One of the great strengths of the Socialist Party is our opposition to leadership and our commitment to democratic practices, so, whatever weaknesses or mistaken views we hold or get accused of, they cannot be imposed upon others with possible worse consequences. Can other groups claim the same for their own political pedigree? The validity of the Socialist Party's ideas will either be accepted or rejected by discussion and debate, verified by actual concrete developments on the ground. The Socialist Party is not going to take the workers to where they neither know where they are going nor, most likely, want to go. This contrasts with those who seek to substitute the party for the class or who see the party as a vanguard which must undertake alone the task of leading the witless masses forward.

The Socialist Party expects any working-class organisation to possess democratic self-organisation, involving formal rules and structures, to prevent the emergence of unaccountable, self-appointed elites, who may become the de facto leaders making decisions; and we endorse Jo Freeman’s Tyranny of Structurelessness. We’re not talking about the sort of structures advocated and practiced by Leninist organisations, which are designed to enshrine control by a self-perpetuating elite. We are talking about structures that place decision-making power in the hands of the group as a whole, along the lines of the seven “principles of democratic structuring” listed by Freeman. Mandating delegates, voting on resolutions and membership referendums are democratic practices for ensuring that the members of an organisation control that organisation and, as such, key procedures in any organisation genuinely seeking socialism. Socialism can only be a fully democratic society in which everybody will have an equal say in the ways things are run. This means that it can only come about democratically, both in the sense of being the expressed will of the working class and in the sense of the working class being organised democratically without leaders - to achieve it.

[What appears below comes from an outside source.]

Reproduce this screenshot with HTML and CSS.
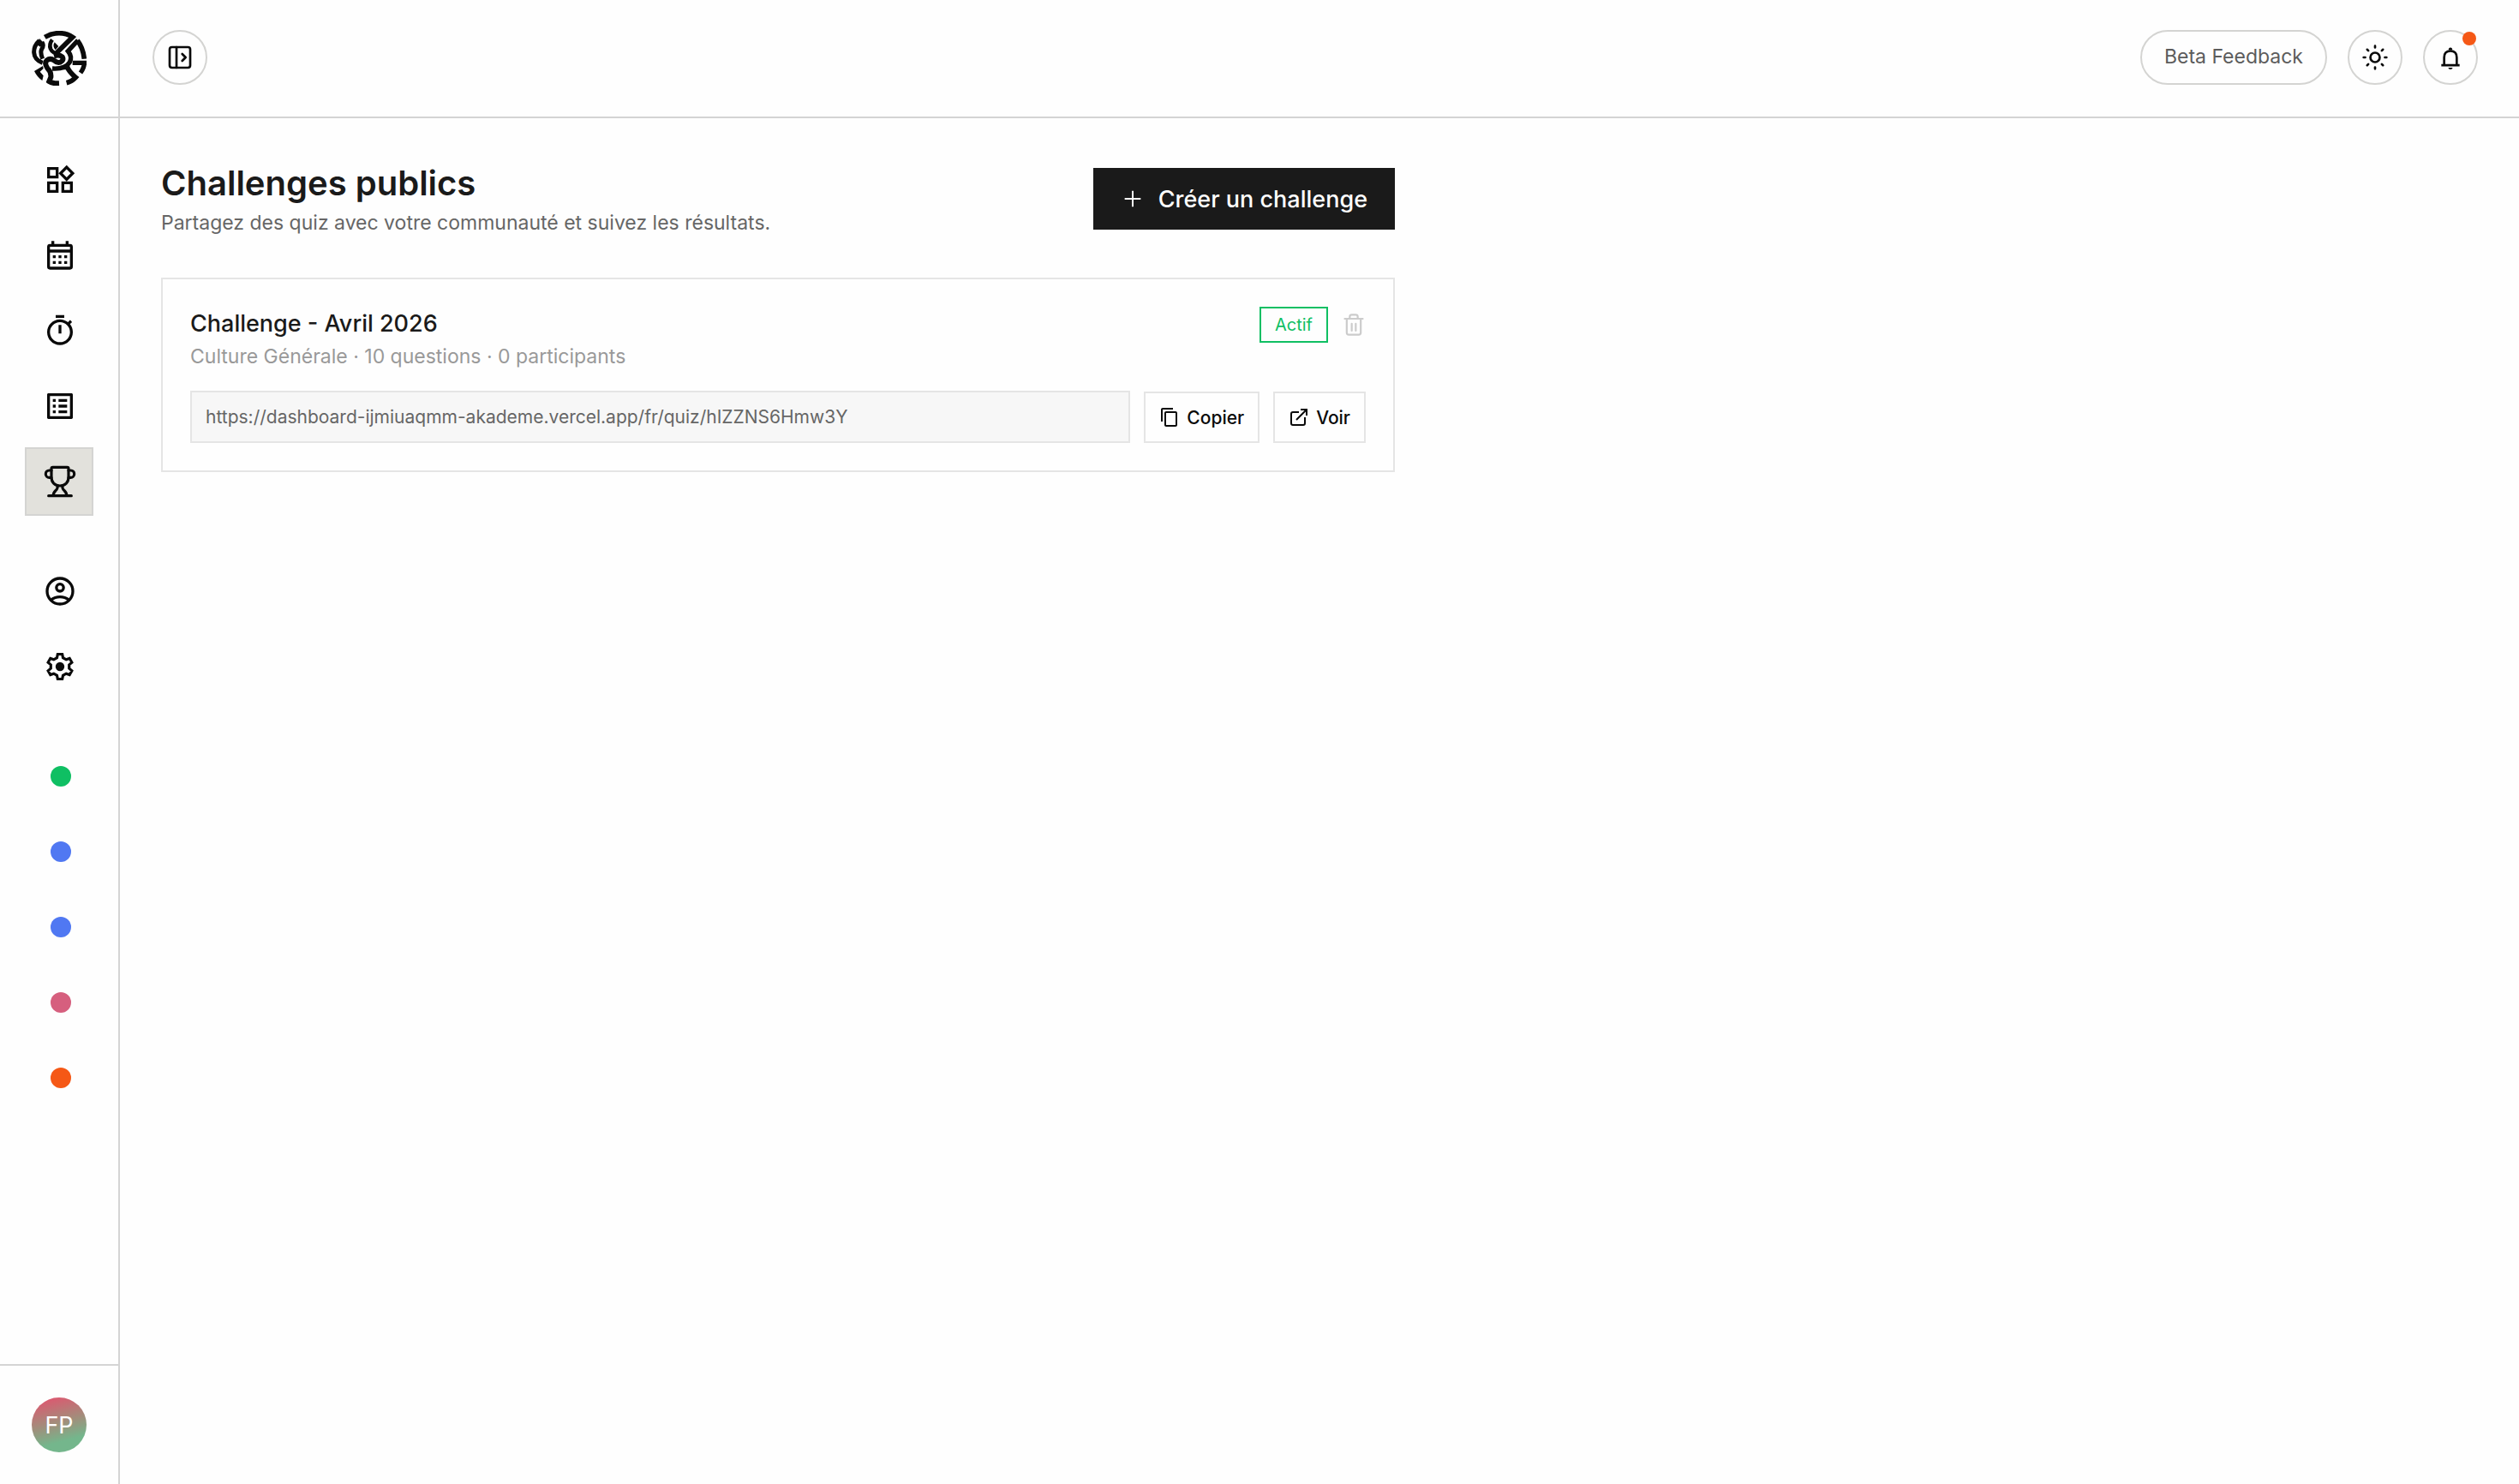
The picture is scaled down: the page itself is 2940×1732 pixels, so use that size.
FILE: index.html
```html
<!DOCTYPE html>
<html lang="fr">
<head>
    <meta charset="UTF-8">
    <meta name="viewport" content="width=device-width, initial-scale=1.0">
    <title>Challenges publics</title>
    <link rel="stylesheet" href="styles.css">
</head>
<body>
    <div class="app">
        <aside class="sidebar">
            <a href="#" class="logo" aria-label="Accueil">
                <svg viewBox="114 108 192 192" fill="none" stroke="currentColor" stroke-width="16">
                    <!-- top arc and diagonal -->
                    <path d="M160 130Q184 116 210 116Q236 116 257 130L195 191" stroke-width="17"/>
                    <!-- trunk -->
                    <path d="M192 196Q212 190 221 199Q228 211 214 218Q202 221 193 212Q179 202 167 211Q157 221 169 239Q183 252 181 270L175 285Q186 293 210 292" stroke-width="18"/>
                    <!-- outer hook and legs -->
                    <path d="M276 141L241 179Q257 198 247 218Q232 243 186 240" stroke-width="16"/>
                    <path d="M238 233Q243 250 268 271Q255 285 236 290" stroke-width="17"/>
                    <path d="M200 236Q226 248 244 242L246 226z" fill="currentColor" stroke="none"/>
                    <path d="M274 142Q294 168 298 206" stroke-width="17"/>
                    <path d="M257 220H306M298 220Q298 238 285 255"/>
                    <!-- ear -->
                    <path d="M141 142Q121 160 122 184Q124 210 152 220M150 148Q158 158 149 172Q143 184 152 206" stroke-width="15"/>
                    <path d="M141 135L157 151L144 164L132 156z" fill="currentColor" stroke="none"/>
                    <!-- left foot -->
                    <path d="M123 249L153 231L155 240L143 251L155 265L151 282Q133 270 123 249z" fill="currentColor" stroke="none"/>
                    <!-- eye -->
                    <path d="M186 139Q174 154 180 171Q184 181 193 185" stroke-width="14"/>
                    <path d="M194 148L208 162L197 175Q186 162 194 148z" fill="currentColor" stroke="none"/>
                </svg>
            </a>

            <nav class="nav">
                <div class="nav-group">
                    <a href="#" class="nav-item" aria-label="Tableau de bord">
                        <svg class="icon-lg" viewBox="0 0 24 24" fill="currentColor"><path d="M16.66 4.52l2.83 2.83-2.83 2.83-2.83-2.83 2.83-2.83M9 5v4H5V5h4m10 10v4h-4v-4h4M9 15v4H5v-4h4m7.66-13.31L11 7.34 16.66 13l5.66-5.66-5.66-5.65zM11 3H3v8h8V3zm10 10h-8v8h8v-8zm-10 0H3v8h8v-8z"/></svg>
                    </a>
                    <a href="#" class="nav-item" aria-label="Calendrier">
                        <svg class="icon-lg" viewBox="0 0 24 24" fill="none" stroke="currentColor" stroke-width="2">
                            <rect x="4" y="5" width="16" height="16" rx="1"/>
                            <path d="M4 9h16M7 2v3M17 2v3M7 13h2M11 13h2M15 13h2M7 17h2M11 17h2M15 17h2"/>
                        </svg>
                    </a>
                    <a href="#" class="nav-item" aria-label="Minuteur">
                        <svg class="icon-lg" viewBox="0 0 24 24" fill="currentColor"><path d="M15 1H9v2h6V1zm-4 13h2V8h-2v6zm8.03-6.61 1.42-1.42c-.43-.51-.9-.99-1.41-1.41l-1.42 1.42C16.07 4.74 14.12 4 12 4c-4.97 0-9 4.03-9 9s4.02 9 9 9 9-4.03 9-9c0-2.12-.74-4.07-1.97-5.61zM12 20c-3.87 0-7-3.13-7-7s3.13-7 7-7 7 3.13 7 7-3.13 7-7 7z"/></svg>
                    </a>
                    <a href="#" class="nav-item" aria-label="Quiz">
                        <svg class="icon-lg" viewBox="0 0 24 24" fill="currentColor"><path d="M11 7h6v2h-6zm0 4h6v2h-6zm0 4h6v2h-6zM7 7h2v2H7zm0 4h2v2H7zm0 4h2v2H7zM20.1 3H3.9c-.5 0-.9.4-.9.9v16.2c0 .4.4.9.9.9h16.2c.4 0 .9-.5.9-.9V3.9c0-.5-.5-.9-.9-.9zM19 19H5V5h14v14z"/></svg>
                    </a>
                    <a href="#" class="nav-item active" aria-label="Challenges" aria-current="page">
                        <svg class="icon-lg" viewBox="0 0 24 24" fill="none" stroke="currentColor" stroke-width="1.9" stroke-linecap="round" stroke-linejoin="round">
                            <path d="M6 3q0-1 1-1h10q1 0 1 1v6q0 2.6-1.6 4.3Q14.7 15 12 15t-4.400-1.700Q6 11.600 6 9z"/>
                            <path d="M6 4.200H4.500a2.500 2.500 0 0 0 0 5H6M18 4.200h1.500a2.500 2.500 0 0 1 0 5H18"/>
                            <path d="M10.300 15q.2 2-1.300 3.300-1.800 1.700-1.700 3.700M13.700 15q-.2 2 1.300 3.300 1.800 1.700 1.700 3.700M4 22h16"/>
                        </svg>
                    </a>
                </div>
                <div class="nav-group">
                    <a href="#" class="nav-item" aria-label="Profil">
                        <svg class="icon-lg" viewBox="0 0 24 24" fill="none" stroke="currentColor" stroke-width="2">
                            <circle cx="12" cy="12" r="9"/>
                            <circle cx="12" cy="9.500" r="2.500"/>
                            <path d="M5.500 18.300Q8.500 16 12 16t6.500 2.300"/>
                        </svg>
                    </a>
                    <a href="#" class="nav-item" aria-label="Paramètres">
                        <svg class="icon-lg" viewBox="-12 -12 24 24" fill="none" stroke="currentColor" stroke-width="1.900">
                            <path d="M-1.600-8.700H1.600L2.100-6.200L4.320-4.920L6.730-5.740L8.330-2.960L6.420-1.280V1.280L8.330 2.960L6.730 5.740L4.320 4.920L2.100 6.200L1.600 8.700H-1.600L-2.100 6.200L-4.320 4.920L-6.730 5.740L-8.330 2.960L-6.420 1.280V-1.280L-8.330-2.960L-6.730-5.740L-4.320-4.920L-2.100-6.200z"/>
                            <circle r="3.100" fill="currentColor" stroke="none"/>
                        </svg>
                    </a>
                </div>
                <div class="nav-group">
                    <a href="#" class="nav-item nav-dot green" aria-label="Matière 1"></a>
                    <a href="#" class="nav-item nav-dot blue" aria-label="Matière 2"></a>
                    <a href="#" class="nav-item nav-dot blue" aria-label="Matière 3"></a>
                    <a href="#" class="nav-item nav-dot pink" aria-label="Matière 4"></a>
                    <a href="#" class="nav-item nav-dot orange" aria-label="Matière 5"></a>
                </div>
            </nav>

            <div class="sidebar-footer">
                <button type="button" class="avatar">FP</button>
            </div>
        </aside>

        <div class="content">
            <header class="topbar">
                <button type="button" class="round-btn" aria-label="Ouvrir le menu">
                    <svg class="icon-md" viewBox="0 0 24 24" fill="none" stroke="currentColor" stroke-width="2" stroke-linecap="round" stroke-linejoin="round">
                        <rect x="3" y="3" width="18" height="18" rx="2"/>
                        <path d="M9 3v18M14 9l3 3-3 3"/>
                    </svg>
                </button>
                <div class="topbar-actions">
                    <button type="button" class="feedback-btn">Beta Feedback</button>
                    <button type="button" class="round-btn" aria-label="Changer le thème">
                        <svg class="icon-md" viewBox="0 0 24 24" fill="none" stroke="currentColor" stroke-width="2" stroke-linecap="round">
                            <circle cx="12" cy="12" r="4.100"/>
                            <path d="M12 2v1.400M12 20.600V22M2 12h1.400M20.600 12H22M5.100 5.100l1 1M17.900 17.900l1 1M5.100 18.900l1-1M17.900 6.100l1-1"/>
                        </svg>
                    </button>
                    <button type="button" class="round-btn" aria-label="Notifications">
                        <svg class="icon-md" viewBox="0 0 24 24" fill="none" stroke="currentColor" stroke-width="2">
                            <path d="M4 18.900h16M6.500 18.900V12q0-5.600 5.500-5.600t5.500 5.600v6.900"/>
                            <path d="M12 3.300q1.700 0 1.700 2.400h-3.400q0-2.400 1.700-2.400zM10 21h4q-.5 1.500-2 1.500T10 21z" fill="currentColor" stroke="none"/>
                        </svg>
                        <span class="notif-dot"></span>
                    </button>
                </div>
            </header>

            <main class="main">
                <div class="page-header">
                    <div>
                        <h1>Challenges publics</h1>
                        <p class="subtitle">Partagez des quiz avec votre communauté et suivez les résultats.</p>
                    </div>
                    <button type="button" class="create-btn">
                        <svg class="icon-sm" viewBox="0 0 24 24" fill="none" stroke="currentColor" stroke-width="1.700"><path d="M12 4v16M4 12h16"/></svg>
                        Créer un challenge
                    </button>
                </div>

                <section class="card">
                    <div class="card-top">
                        <div>
                            <h2>Challenge - Avril 2026</h2>
                            <p class="meta">Culture Générale · 10 questions · 0 participants</p>
                        </div>
                        <div class="card-status">
                            <span class="badge">Actif</span>
                            <button type="button" class="delete-btn" aria-label="Supprimer">
                                <svg class="icon-sm" viewBox="0 0 24 24" fill="none" stroke="currentColor" stroke-width="1.900" stroke-linecap="round" stroke-linejoin="round">
                                    <path d="M3 6h18M5 6v14q0 2 2 2h10q2 0 2-2V6M8 6V4q0-2 2-2h4q2 0 2 2v2M10 11v7M14 11v7"/>
                                </svg>
                            </button>
                        </div>
                    </div>
                    <div class="card-link">
                        <input type="text" class="url" aria-label="Lien du quiz" value="https://dashboard-ijmiuaqmm-akademe.vercel.app/fr/quiz/hIZZNS6Hmw3Y" readonly>
                        <button type="button" class="small-btn">
                            <svg class="icon-xs" viewBox="0 0 24 24" fill="currentColor"><path d="M16 1H4c-1.100 0-2 .9-2 2v14h2V3h12V1zm3 4H8c-1.100 0-2 .9-2 2v14c0 1.100.9 2 2 2h11c1.100 0 2-.9 2-2V7c0-1.100-.9-2-2-2zm0 16H8V7h11v14z"/></svg>
                            Copier
                        </button>
                        <a href="#" class="small-btn">
                            <svg class="icon-xs" viewBox="0 0 24 24" fill="none" stroke="currentColor" stroke-width="2">
                                <path d="M12 6H5q-2 0-2 2v11q0 2 2 2h12q2 0 2-2v-7M14 3h7v7M21 3L9 15"/>
                            </svg>
                            Voir
                        </a>
                    </div>
                </section>
            </main>
        </div>
    </div>
</body>
</html>
```

FILE: styles.css
```css
* {
    box-sizing: border-box;
}
body {
    margin: 0;
    font-family: Inter, "Liberation Sans", sans-serif;
    font-size: 23px;
    color: #0a0a0a;
    background: #fefefe;
}
h1, h2, p {
    margin: 0;
}
a {
    color: inherit;
    text-decoration: none;
}
button, input {
    font-family: inherit;
    color: inherit;
}
button {
    cursor: pointer;
}
svg {
    display: block;
    flex-shrink: 0;
}
.icon-lg {
    width: 40px;
    height: 40px;
}
.icon-md {
    width: 32px;
    height: 32px;
}
.icon-sm {
    width: 28px;
    height: 28px;
}
.icon-xs {
    width: 24px;
    height: 24px;
}

.app {
    display: flex;
    min-height: 100vh;
}

/* sidebar */
.sidebar {
    display: flex;
    flex-direction: column;
    width: 140px;
    border-right: 2px solid #d4d4d4;
}
.logo {
    display: flex;
    justify-content: center;
    padding: 36px 0;
    border-bottom: 2px solid #d4d4d4;
}
.logo svg {
    width: 64px;
    height: 64px;
}
.nav {
    flex: 1;
    display: flex;
    flex-direction: column;
    align-items: center;
    gap: 48px;
    padding: 32px 0;
}
.nav-group {
    display: flex;
    flex-direction: column;
    gap: 8px;
}
.nav-item {
    display: flex;
    align-items: center;
    justify-content: center;
    width: 80px;
    height: 80px;
    padding-left: 2px;
    border: 2px solid transparent;
}
.nav-item.active {
    background: #e2e1dc;
    border-color: #d4d4d2;
}
.nav-dot {
    padding-left: 4px;
}
.nav-dot::before {
    content: "";
    width: 24px;
    height: 24px;
    border-radius: 50%;
    background: currentColor;
}
.green {
    color: #0fbf63;
}
.blue {
    color: #5078f2;
}
.pink {
    color: #d65f7e;
}
.orange {
    color: #f55816;
}
.sidebar-footer {
    display: flex;
    justify-content: center;
    padding: 37px 0;
    border-top: 2px solid #d4d4d4;
}
.avatar {
    width: 64px;
    height: 64px;
    padding: 0;
    border: none;
    border-radius: 50%;
    background: linear-gradient(165deg, #e0556f 5%, #9f907c 48%, #74b68c 75%);
    color: #fff;
    font-size: 27px;
}

/* top bar */
.content {
    flex: 1;
    min-width: 0;
}
.topbar {
    display: flex;
    align-items: center;
    justify-content: space-between;
    padding: 35px 48px 37px 38px;
    border-bottom: 2px solid #d4d4d4;
}
.topbar-actions {
    display: flex;
    gap: 24px;
}
.round-btn, .feedback-btn {
    height: 64px;
    border: 2px solid #d4d4d2;
    border-radius: 32px;
    background: transparent;
}
.round-btn {
    position: relative;
    display: flex;
    align-items: center;
    justify-content: center;
    width: 64px;
    padding: 0;
}
.feedback-btn {
    padding: 0 26px 2px;
    font-size: 23px;
    color: #5c5c5c;
}
.notif-dot {
    position: absolute;
    top: 0;
    right: 0;
    width: 16px;
    height: 16px;
    border-radius: 50%;
    background: #f55816;
}

/* page */
.main {
    max-width: 1536px;
    padding: 48px;
}
.page-header {
    display: flex;
    align-items: center;
    justify-content: space-between;
    margin-bottom: 46px;
}
h1 {
    font-size: 40px;
    line-height: 56px;
    font-weight: 600;
    color: #1a1a1a;
}
.subtitle {
    line-height: 36px;
    color: #666;
}
.create-btn {
    display: flex;
    align-items: center;
    gap: 16px;
    height: 72px;
    padding: 0 32px;
    border: none;
    background: #1a1a1a;
    color: #fff;
    font-size: 27px;
    font-weight: 500;
}
.card {
    padding: 32px;
    border: 2px solid #e5e5e5;
}
.card-top {
    display: flex;
    align-items: flex-start;
    justify-content: space-between;
    margin-bottom: 22px;
}
h2 {
    font-size: 27px;
    line-height: 40px;
    font-weight: 500;
    color: #1a1a1a;
}
.meta {
    line-height: 36px;
    color: #999;
}
.card-status {
    display: flex;
    align-items: center;
    gap: 16px;
}
.badge {
    padding: 6px 16px;
    border: 2px solid #0fbf63;
    color: #0fbf63;
    font-size: 20px;
    line-height: 26px;
}
.delete-btn {
    padding: 0;
    border: none;
    background: none;
    color: #ccc;
}
.card-link {
    display: flex;
    align-items: flex-end;
    gap: 16px;
}
.url {
    flex: 1;
    min-width: 0;
    height: 61px;
    padding: 0 16px;
    border: 2px solid #e5e5e5;
    background: #f7f7f7;
    color: #666;
    font-size: 21px;
}
.small-btn {
    display: flex;
    align-items: center;
    gap: 8px;
    height: 60px;
    padding: 0 16px;
    border: 2px solid #e5e5e5;
    background: transparent;
    font-size: 21px;
    font-weight: 500;
}
```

The crucial part of our socialist case is that understanding is a necessary condition for socialism and we see the our job as to shorten the time, to speed up the process - to act as a catalyst. The Socialist Party views its function to be to make socialists, to propagate socialism, and to point out to the workers that they must achieve their own emancipation. To “make socialism an immediacy” for the working class, something of importance and value to people’s lives now, rather than a singular ‘end’. We await the mass ‘socialist party’. Possibly, the SPGB might be the seed or the embryo of the future mass ‘socialist party’ but there’s no guarantee that we will be (more likely just a contributing element, in my humble opinion). But who cares, as long as such a party does eventually emerge?

At some stage, for whatever reason, socialist consciousness will reach a ‘critical mass’, at which point it will just snowball and carry people along with it. It may even come about without people actually giving it the label of socialism. At the later stage, when more and more people are coming to want socialism, a mass socialist movement will emerge to dwarf all the small groups and grouplets that exist today. When the idea of socialism catches on, we’ll then have our united movement. With the spread of socialist ideas, all organisations will change and take on a participatory-democratic and socialist character, so that the majority organisation for socialism will not be just political and economic, but will also embrace all aspects of social life, as well as inter-personal relationships. We’re talking about a radical social revolution.

We have a knowledge test for membership. The Socialist Party will not allow a person to join until the applicant has convinced the party that s/he understands and accepts the party case for socialism. This does not mean that we have set ourselves up as an intellectual elite into which only those well versed in Marxist scholarship may enter. The SPGB has good reason to ensure that only conscious socialists enter its ranks, for, once admitted, all members are equal and it would clearly not be in the interest of the party to offer equality of power to those who are not able to demonstrate equality of basic socialist understanding. Once a member, s/he have the same rights as the oldest member to sit on any committee, vote, speak and have access to all information. Thanks to the test, all members are conscious socialists and there is genuine internal democracy. And we are fiercely proud of that. Consider what happens when people join other groups which don’t have such a test. The new applicant has to be approved as being ‘an okay comrade’. The individual is therefore judged by the group according to a range of what might be called ‘credential indicators’. Hard work (more often than not, paper selling) and obedience and compliance by new members are the main criteria of trustworthiness in the organisation. In these hierarchical, ‘top-down’ groups the leaders strive at all costs to remain as the leadership, and reward only those with a proven commitment to their ‘party line’ with preferential treatment, more responsibility and more say. New members who present the wrong indicators remain peripheral to the party structure, finding themselves unable to influence decision-making, eventually resigning, often embittered by all the hard work they had put in and the hollowness of the claims of equality and democracy. (Does that sound familiar?)

The longevity of the Socialist Party of Great Britain as a political organisation based on agreed goals, methods and organisational principles and which has produced without interruption a monthly magazine for over a hundred years, through two world wars, is an achievement that most socialist organisations can only aspire towards. The best thing we can accomplish in the SPGB is to carry on campaigning for a world based on the common ownership and democratic control of the Earth’s resources in the interests of all. We will continue to propose that this is established by democratic, majority political action. Other groups will no doubt continue to propose their own way to get there. And, in the end, we’ll see which proposal the majority working class takes up.